Solar-C - The Next Generation Solar Physics Mission
Solar-C is a proposed solar mission of JAXA (Japan Aerospace Exploration Agency) as successor of the very successful Solar-B mission (Hinode). After several years of conceptual and feasibility studies, the efforts have been directed into a lighter incarnation featuring the original VUV spectrograph (EUVST/LEMUR) plus a multi-channel imaging system, called Solar-C_EUVST. This decision was also supported by the ESA, JAXA, NASA chartered Next Generation Solar Physics Mission (NGSPM) Science Objectives Team (SOT). The NGSPM-SOT had the goal to study and report on a multilateral solar physics mission concept. Although the panel reported flying the full Solar-C concept (see below) as the highest scientific priority, it also recommended pursuing the science objectives by flying the instruments on separate, thus smaller and cheaper, missions as a viable opportunity. Among the instuments forming the payload of the full Solar-C, the spectrograph was the one with the highest scientific priority.
The Solar-C_EUVST mission
The scientific goal of Solar-C_EUVST is to investigate the energetics and dynamics of the solar atmosphere based on high spatial resolution, high throughput, high cadence spectroscopic and imaging observations seamlessly from the chromosphere to the corona.
The mission implementation is being pursued by an international consortium led by Japan and including institutes and laboratories in Japan, the United States and Europe.
At the beginning of 2018 Solar-C_EUVST has been proposed to JAXA for a launch opportunity in 2025. The proposal (Science case and requirements; Technical description) has been selected for pre phase-A study.
Very recently, a proposal has been submitted to NASA as Mission of Opportunity for hardware support to Solar-C_EUVST and is now awaiting evaluation.
The mission science goals, according to the JAXA proposal are expressed by the following questions:
- How do fundamental processes lead to the formation of the solar atmosphere and the solar wind?
- How does the solar atmosphere become unstable, releasing the energy that drives solar flares and eruptions?
These questions will be answered by Solar-C_EUVST by:
- seamlessly observing, at the same time, all the temperature regimes of the solar atmosphere from the chromosphere to the corona,
- resolving elemental structures of the solar atmosphere with high spatial resolution and cadence to track their evolution,
- obtaining spectroscopic information on the dynamics of elementary processes taking place in the solar atmosphere.

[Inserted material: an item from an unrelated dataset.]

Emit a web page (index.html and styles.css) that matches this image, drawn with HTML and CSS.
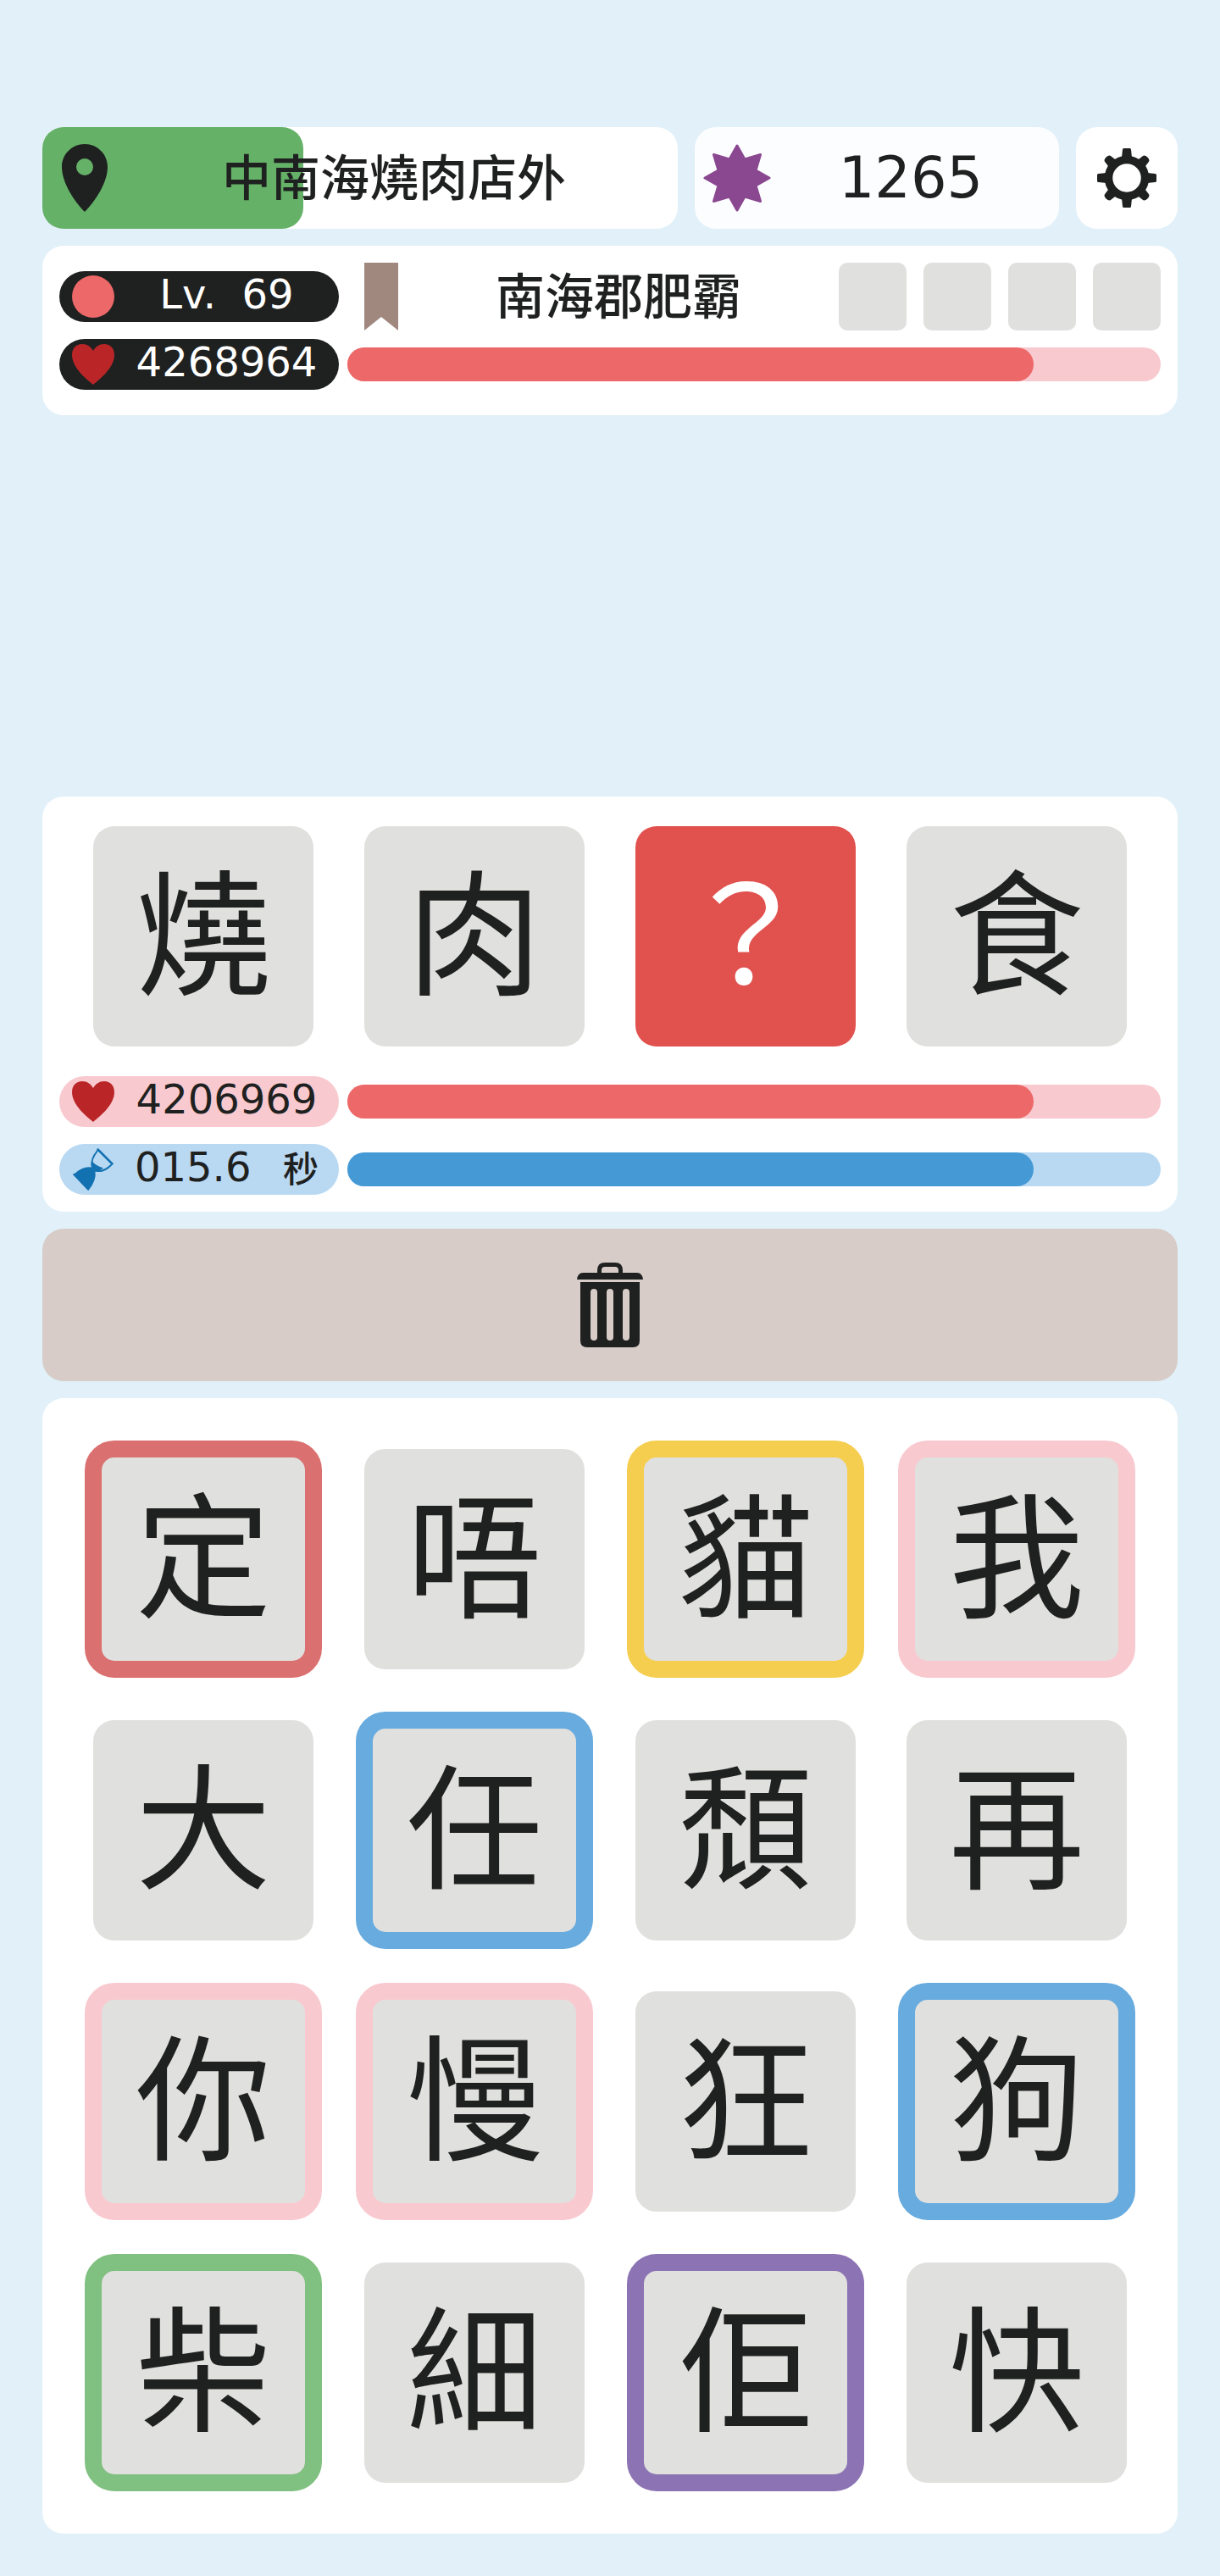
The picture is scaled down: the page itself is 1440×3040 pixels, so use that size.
FILE: index.html
```html
<!DOCTYPE html>
<html lang="zh-Hant">
<head>
<meta charset="utf-8">
<meta name="viewport" content="width=device-width, initial-scale=1">
<title>中南海燒肉店外</title>
<link rel="stylesheet" href="styles.css">
</head>
<body>
<main class="game">
  <header class="topbar">
    <div class="panel place">
      <div class="place-fill" style="width: 41%"></div>
      <svg class="icon-lg" viewBox="0 0 80 80" aria-hidden="true"><path fill="#1f2120" fill-rule="evenodd" d="M40 0C55 0 67 12 67 27C67 45 53 67 40 80C27 67 13 45 13 27C13 12 25 0 40 0ZM40 17A10 10 0 1 0 40 37A10 10 0 1 0 40 17Z"/></svg>
      <h1 class="title">中南海燒肉店外</h1>
    </div>
    <div class="panel score">
      <svg class="icon-lg" viewBox="0 0 80 80" aria-hidden="true"><path fill="#8a4890" stroke="#8a4890" stroke-width="3" stroke-linejoin="round" d="M40 2L49 18L67.500 12.500L62 31L78 40L62 49L67.500 67.500L49 62L40 78L31 62L12.500 67.500L18 49L2 40L18 31L12.500 12.500L31 18Z"/></svg>
      <span class="points">1265</span>
    </div>
    <button class="panel settings" type="button" aria-label="設定">
      <svg class="icon-gear" viewBox="-35 -35 70 70" aria-hidden="true">
        <circle r="21.500" fill="none" stroke="#1f2120" stroke-width="9.500"/>
        <g fill="#1f2120">
          <path id="tooth" d="M-6 -24L-5 -33.500Q-5 -35 -3.500 -35H3.500Q5 -35 5 -33.500L6 -24Z"/>
          <use href="#tooth" transform="rotate(90)"/><use href="#tooth" transform="rotate(180)"/><use href="#tooth" transform="rotate(270)"/>
          <path id="knob" d="M-6 -23L-5 -31Q-5 -34.500 0 -34.500Q5 -34.500 5 -31L6 -23Z" transform="rotate(45)"/>
          <use href="#knob" transform="rotate(90)"/><use href="#knob" transform="rotate(180)"/><use href="#knob" transform="rotate(270)"/>
        </g>
      </svg>
    </button>
  </header>

  <section class="panel enemy">
    <div class="enemy-head">
      <div class="pill pill-dark">
        <svg class="icon-sm" viewBox="0 0 50 50" aria-hidden="true"><circle cx="25" cy="25" r="25" fill="#ed6868"/></svg>
        <span class="value">Lv.&nbsp;&nbsp;69</span>
      </div>
      <svg class="bookmark" viewBox="0 0 40 80" aria-hidden="true"><path fill="#a1887f" d="M0 0H40V80L20 64L0 80Z"/></svg>
      <h2 class="title">南海郡肥霸</h2>
      <div class="slots"><span class="slot"></span><span class="slot"></span><span class="slot"></span><span class="slot"></span></div>
    </div>
    <div class="stat">
      <div class="pill pill-dark">
        <svg class="icon-sm" viewBox="0 0 50 50" aria-hidden="true"><path fill="#ba2628" d="M25 49C16 42 0 28 0 14C0 6 5 1 12 1C18 1 22 4 25 9C28 4 32 1 38 1C45 1 50 6 50 14C50 28 34 42 25 49Z"/></svg>
        <span class="value">4268964</span>
      </div>
      <div class="bar bar-life"><div class="bar-fill" style="width: 84.4%"></div></div>
    </div>
  </section>

  <div class="field"></div>

  <section class="panel player">
    <div class="word">
      <div class="tile">燒</div>
      <div class="tile">肉</div>
      <div class="tile tile-blank">？</div>
      <div class="tile">食</div>
    </div>
    <div class="stat">
      <div class="pill pill-life">
        <svg class="icon-sm" viewBox="0 0 50 50" aria-hidden="true"><path fill="#ba2628" d="M25 49C16 42 0 28 0 14C0 6 5 1 12 1C18 1 22 4 25 9C28 4 32 1 38 1C45 1 50 6 50 14C50 28 34 42 25 49Z"/></svg>
        <span class="value">4206969</span>
      </div>
      <div class="bar bar-life"><div class="bar-fill" style="width: 84.4%"></div></div>
    </div>
    <div class="stat">
      <div class="pill pill-time">
        <svg class="icon-sm" viewBox="0 0 50 50" aria-hidden="true">
          <g fill="none" stroke="#1271b1" stroke-width="2" stroke-linecap="round">
            <path stroke-width="2.500" d="M30.500 1.500L47.500 18.500M2.500 31L19 48.500"/>
            <path d="M30 3Q22 13 23.500 21M46 20Q37 29 28 26.500"/>
          </g>
          <path fill="#1271b1" d="M24 15.500Q27 20 37 23.500Q32 27.500 27.500 27.500Q29 38 20 49L2 31Q12 21 23 22.500Q22 19 24 15.500Z"/>
        </svg>
        <span class="value value-time"><span>015.6</span><span class="unit">秒</span></span>
      </div>
      <div class="bar bar-time"><div class="bar-fill" style="width: 84.4%"></div></div>
    </div>
  </section>

  <button class="trash" type="button" aria-label="清除">
    <svg class="icon-trash" viewBox="0 0 100 100" aria-hidden="true">
      <path fill="none" stroke="#1f2120" stroke-width="5" d="M37.500 14V9Q37.500 2.500 44 2.500H56Q62.500 2.500 62.500 9V14"/>
      <path fill="#1f2120" d="M11 20Q12 12 18 12H82Q88 12 89 20Z"/>
      <path fill="#1f2120" fill-rule="evenodd" d="M15 23H85V92Q85 100 77 100H23Q15 100 15 92ZM27 35V88A4 4 0 0 0 35 88V35A4 4 0 0 0 27 35ZM46 35V88A4 4 0 0 0 54 88V35A4 4 0 0 0 46 35ZM65 35V88A4 4 0 0 0 73 88V35A4 4 0 0 0 65 35Z"/>
    </svg>
  </button>

  <section class="panel board">
    <button type="button" class="tile key key-red">定</button>
    <button type="button" class="tile key">唔</button>
    <button type="button" class="tile key key-yellow">貓</button>
    <button type="button" class="tile key key-pink">我</button>
    <button type="button" class="tile key">大</button>
    <button type="button" class="tile key key-blue">任</button>
    <button type="button" class="tile key">頹</button>
    <button type="button" class="tile key">再</button>
    <button type="button" class="tile key key-pink">你</button>
    <button type="button" class="tile key key-pink">慢</button>
    <button type="button" class="tile key">狂</button>
    <button type="button" class="tile key key-blue">狗</button>
    <button type="button" class="tile key key-green">柴</button>
    <button type="button" class="tile key">細</button>
    <button type="button" class="tile key key-purple">佢</button>
    <button type="button" class="tile key">快</button>
  </section>
</main>
</body>
</html>
```
FILE: styles.css
```css
* {
  box-sizing: border-box;
}

body {
  margin: 0;
  background: #e1f0f9;
  color: #1f2120;
  font-family: "DejaVu Sans", "Noto Sans CJK TC", sans-serif;
}

button {
  border: 0;
  padding: 0;
  color: inherit;
  font: inherit;
  cursor: pointer;
}

svg {
  display: block;
  flex: none;
}

.game {
  display: flex;
  flex-direction: column;
  gap: 20px;
  min-height: 100vh;
  padding: 150px 50px 50px;
}

.panel {
  border-radius: 25px;
  background: #fff;
}

.title {
  flex: 1;
  margin: 0;
  padding-bottom: 8px;
  font-family: "Noto Sans CJK TC", sans-serif;
  font-size: 58px;
  font-weight: 500;
  line-height: 72px;
  text-align: center;
  white-space: nowrap;
}

.icon-lg {
  width: 80px;
  height: 80px;
}

.icon-sm {
  width: 50px;
  height: 50px;
}

/* Top bar */

.topbar {
  display: flex;
  gap: 20px;
}

.place,
.score {
  display: flex;
  align-items: center;
  height: 120px;
  padding: 0 10px;
}

.place {
  position: relative;
  flex: 73;
}

.place-fill {
  position: absolute;
  inset: 0 auto 0 0;
  border-radius: 25px;
  background: #65b168;
}

.place > svg,
.place > .title {
  position: relative;
}

.score {
  flex: 41;
  background: #fcfdff;
}

.points {
  flex: 1;
  font-size: 67px;
  line-height: 80px;
  text-align: center;
}

.settings {
  display: flex;
  align-items: center;
  justify-content: center;
  width: 120px;
  height: 120px;
}

.icon-gear {
  width: 70px;
  height: 70px;
}

/* Stats */

.enemy {
  display: flex;
  flex-direction: column;
  gap: 10px;
  padding: 20px 20px 30px;
}

.enemy-head {
  display: flex;
  align-items: center;
}

.bookmark {
  width: 40px;
  height: 80px;
  margin-left: 30px;
}

.slots {
  display: flex;
  gap: 20px;
}

.slot {
  width: 80px;
  height: 80px;
  border-radius: 10px;
  background: #e0e0de;
}

.stat {
  display: flex;
  align-items: center;
  gap: 10px;
}

.pill {
  display: flex;
  flex: none;
  align-items: center;
  width: 330px;
  height: 60px;
  padding-left: 15px;
  border-radius: 30px;
}

.pill-dark {
  background: #1f2120;
  color: #fff;
}

.pill-life {
  background: #f8c9cf;
}

.pill-time {
  background: #b9d8f2;
}

.value {
  flex: 1;
  padding-bottom: 6px;
  font-size: 48px;
  line-height: 54px;
  text-align: center;
  white-space: nowrap;
}

.value-time {
  display: flex;
  justify-content: space-between;
  padding: 0 24px 6px;
}

.unit {
  font-family: "Noto Sans CJK TC", sans-serif;
  font-size: 42px;
  font-weight: 500;
}

.bar {
  flex: 1;
  height: 40px;
  border-radius: 20px;
}

.bar-fill {
  height: 100%;
  border-radius: 20px;
}

.bar-life {
  background: #f8c9cf;
}

.bar-life .bar-fill {
  background: #ed6868;
}

.bar-time {
  background: #b9d8f2;
}

.bar-time .bar-fill {
  background: #459ad6;
}

.field {
  flex: 1;
  min-height: 200px;
}

/* Word being completed */

.player {
  display: flex;
  flex-direction: column;
  gap: 20px;
  padding: 35px 20px 20px;
}

.word {
  display: grid;
  grid-template-columns: repeat(4, 1fr);
  gap: 60px;
  padding: 0 40px 15px;
}

.tile {
  display: flex;
  align-items: center;
  justify-content: center;
  aspect-ratio: 1;
  padding-bottom: 26px;
  border-radius: 25px;
  background: #e0e0de;
  font-family: "Noto Sans CJK TC", sans-serif;
  font-size: 160px;
  line-height: 1;
}

.tile-blank {
  background: #e1514d;
  color: #fff;
}

/* Discard */

.trash {
  display: flex;
  align-items: center;
  justify-content: center;
  height: 180px;
  border-radius: 25px;
  background: #d7ccc8;
}

.icon-trash {
  width: 100px;
  height: 100px;
}

/* Character board */

.board {
  display: grid;
  grid-template-columns: repeat(4, 1fr);
  gap: 40px;
  padding: 50px;
}

.key {
  border: 10px solid #fff;
  border-radius: 35px;
}

.key-red,
.key-yellow,
.key-pink,
.key-blue,
.key-green,
.key-purple {
  border-width: 20px;
}

.key-red {
  border-color: #db7070;
}

.key-yellow {
  border-color: #f5ce50;
}

.key-pink {
  border-color: #f9c9d0;
}

.key-blue {
  border-color: #67abdf;
}

.key-green {
  border-color: #80c080;
}

.key-purple {
  border-color: #8c73b3;
}
```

MPS contributions to the scientific payload
EUVST/LEMUR is a two-element optics design (as for the EIS/Hinode and SPICE/Solar orbiter spectrometers) where the absence of an entrance filter, optimized broad-band multilayer coatings for the optics and intensified cameras for the long wavelength bands yield the unprecedented throughput that is needed for high spatial and temporal spectroscopy. The instrument records spectra simultaneously over four wavelength ranges from the EUV to the FUV.
|925-1085 Å (2nd order: 463-542 Å)
|1115-1275 Å (2nd order: 557-637 Å)
MPS has played an important role in the definition and development of the EUVST since the early stages of the project. In 2010 an international team lead by the MPS proposed that ESA provide the EUVST as a European contribution to Solar-C under the name of LEMUR. The proposal did receive a positive evaluation by the ESA advisory structure. Over the years the instrument design has been further refined, reaching a very high level of maturity evinced in the proposals submitted in 2018. The MPS goal is to provide relevant subsystems and to play an important role in the testing and characterization of the instrument making use of its state-of-the-art facilities.
The large Solar-C mission
The large Solar-C mission is thought as a comprehensive solar observatory capable of studying the solar atmosphere as an integrated system by establishing the dynamical coupling between its various temperature regions (e.g., by following the flow of mass and energy from the photosphere to the corona). Its goals are achieved by a payload consisting of:
- a Solar Ultraviolet, Visible, and Infrared Telescope (SUVIT) for spectropolarimetry of the photosphere and chromosphere of the Sun. With a diameter of 1.5 m, it will be the largest solar telescope to fly in space by a factor of 9 in collecting area.
- an X-ray or extreme-ultraviolet imaging telescope (XIT) that will observe the corona at unprecedented spatial resolution.
- the EUVST/LEMUR extreme ultraviolet spectroscopic telescope with a resolution and effective area an order of magnitude higher than currently available for solar studies.
With the decision of implementing EUVST/LEMUR on a smaller, dedicated mission, the large Solar-C is now on indefinite hold. However, interest remains very high, especially for the SUVIT intrument. It is not excluded that SUVIT could later also be proposed for implementation on a dedicated smaller mission.
SUVIT: It is a 1.5 m Gregory-Telescope achieving a resolution of about 70 km. Its focal plane instrumentation includes a broad-band and a narrow-band imager (filtergraph). It also includes a spectropolarimeter.
The MPS goal is to develop and build key components of the spectropolarimeter such as the grating and detectors.